In fact, disparities in terms and conditions have already started to appear. In its August announcement, the government has said it is going to consider introducing “permanent residency pathways” for the AA visa. These do not exist for the SWP/PLS visas.
We know that there is pressure from farmers’ groups for the AA to be different. National Farmers’ Federation president Fiona Simson recently said that “the costs and regulatory requirements in the Pacific Labour Scheme and Seasonal Workers Programme meant they did not suit many farms.” Migration expert Abul Rizvi has written that “Government officials are aware that the farm lobby expects a visa design that is substantially more streamlined than the existing seasonal worker visa for low-skilled workers from the Pacific Islands and East Timor.” My colleague Richard Curtain has concluded that the AA will be “less regulated than the SWP.” Minister Littleproud himself has said that the new visa would be like the backpacker program, that is, unregulated.
So, while we don’t know the details, it is reasonable to conclude that the AA and PALM visas may have different terms and conditions, and that the latter may be more regulated (or more restrictive) and the former less regulated (less restrictive).
To sum up then, two schemes for two different groups of nationals to do the same work in Australia, perhaps under different terms and conditions.

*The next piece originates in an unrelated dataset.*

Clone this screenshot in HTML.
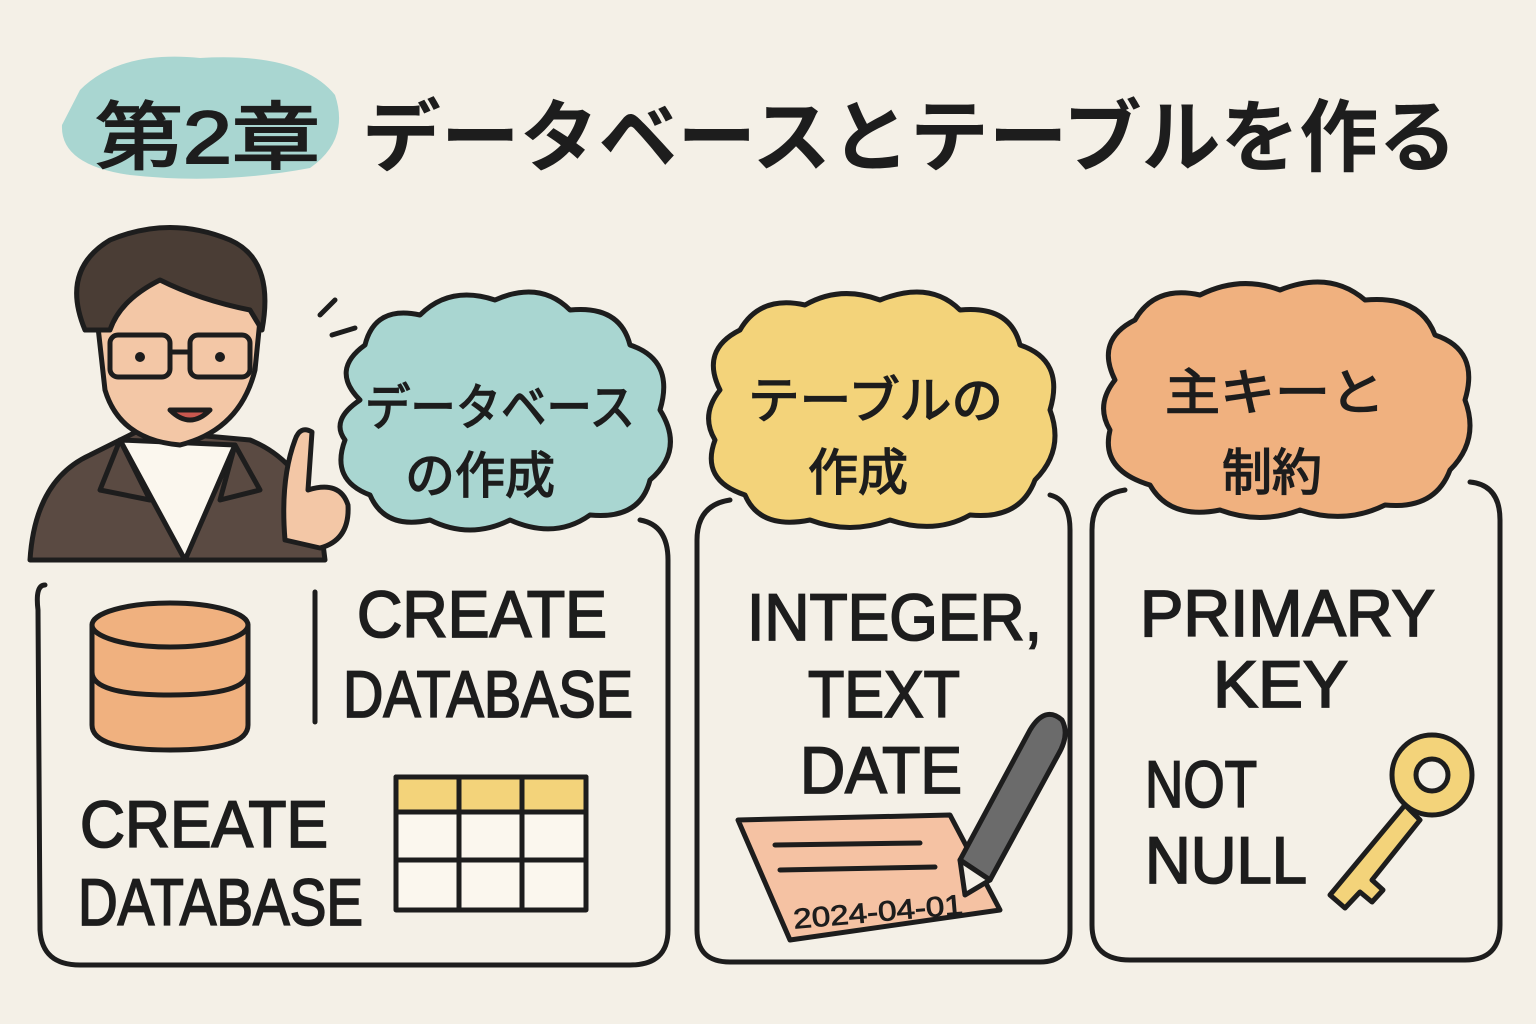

Is there a risk of racism here?
It is important to recognise at the outset that migration policy is discriminatory between nations. If you are a New Zealand citizen, you can move to Australia and live here for as long as you want. If you are a young person from one of the 20 countries (mainly European and North American) which has an uncapped backpacker agreement with Australia, you are able to come here for at least a year (longer if you work on a farm). If you are from the Pacific or Timor-Leste, and are selected by an employer, you can work in Australia under the PALM.
All these arrangements advantage certain nationalities over others, and should not be accepted without questioning, but it would be a mistake to call them racist. Countries have all sorts of special relationships which give the citizens and companies of their partner countries special treatment, not only in relation to migration. Think about free-trade agreements, and aid programs.
On reflection, the key seems to be whether there is some sensible justification for the different treatment. Australia has a special relationship with New Zealand; other countries provide reciprocal rights for Australian backpackers; Australia wants to support Pacific development. We can debate these justifications, but we can’t deny their existence.
In other words, discrimination by governments between foreign nationalities can be racist – the scope of racism certainly includes discrimination based on national origin – but, in a world of nation-states, is racist only if it is discriminatory without justification. Of course, people will debate what constitutes sufficient justification, but in this PALM vs AA case, the matter is simple: there actually is no non-racist justification for the two schemes being regulated differently.
It is accepted that skilled workers have more bargaining power and need less protection, but recall here that both schemes are targeting the same group of low-skilled workers.
If we end up with a more regulated scheme for Pacific islanders and a less regulated scheme for Asians, we will be implying that the former need more protection than the latter. This is either paternalistic to the citizens of the Pacific, or negligent to Asians, or both. That would be racist policy.
So too would be giving Asian farm workers a path to permanency, but not Pacific islander farm workers.
No bureaucrat would want to work on implementing a racist migration policy. There would also, I hope, be a public outcry.
Fortunately, there are several ways to avoid such an appalling outcome (an outcome that I had earlier ruled out as preposterous, but which now seems at least possible, if not likely).
While I would argue that temporary regional visas should be reserved for the Pacific and Timor-Leste on developmental and strategic grounds, they could be opened to Southeast Asians in a non-racist way. This could be done simply by adding Asian countries to the list of PALM countries. Or a new scheme could be introduced just for Asian countries, if that is the political imperative, but with exactly the same terms and conditions as the PALM.
Reforming our short-term regional visa regime in this way would still disadvantage the Pacific. The disadvantage could be limited by the use of caps, or a Pacific labour-market testing condition. Whether the disadvantage is warranted, and indeed whether or not it is limited, these approaches would avoid a racist policy outcome from the introduction of the new AA visa.
There will be a huge amount of interest when the terms and conditions of the new visa are released, supposedly at the end of this month. Any difference between those terms and the terms of the existing PALM visas will raise the question of why we are treating Asians differently to Pacific workers. It will be next to impossible to give a satisfactory answer to this question. Any deregulation and paths to permanency embedded into the AA visa can, and should, be immediately applied to the PALM visas.
As the government deliberates over the next few weeks, it is vital that it avoids an outcome it is surely stumbling into rather than deliberately seeking: a racist regional visa policy.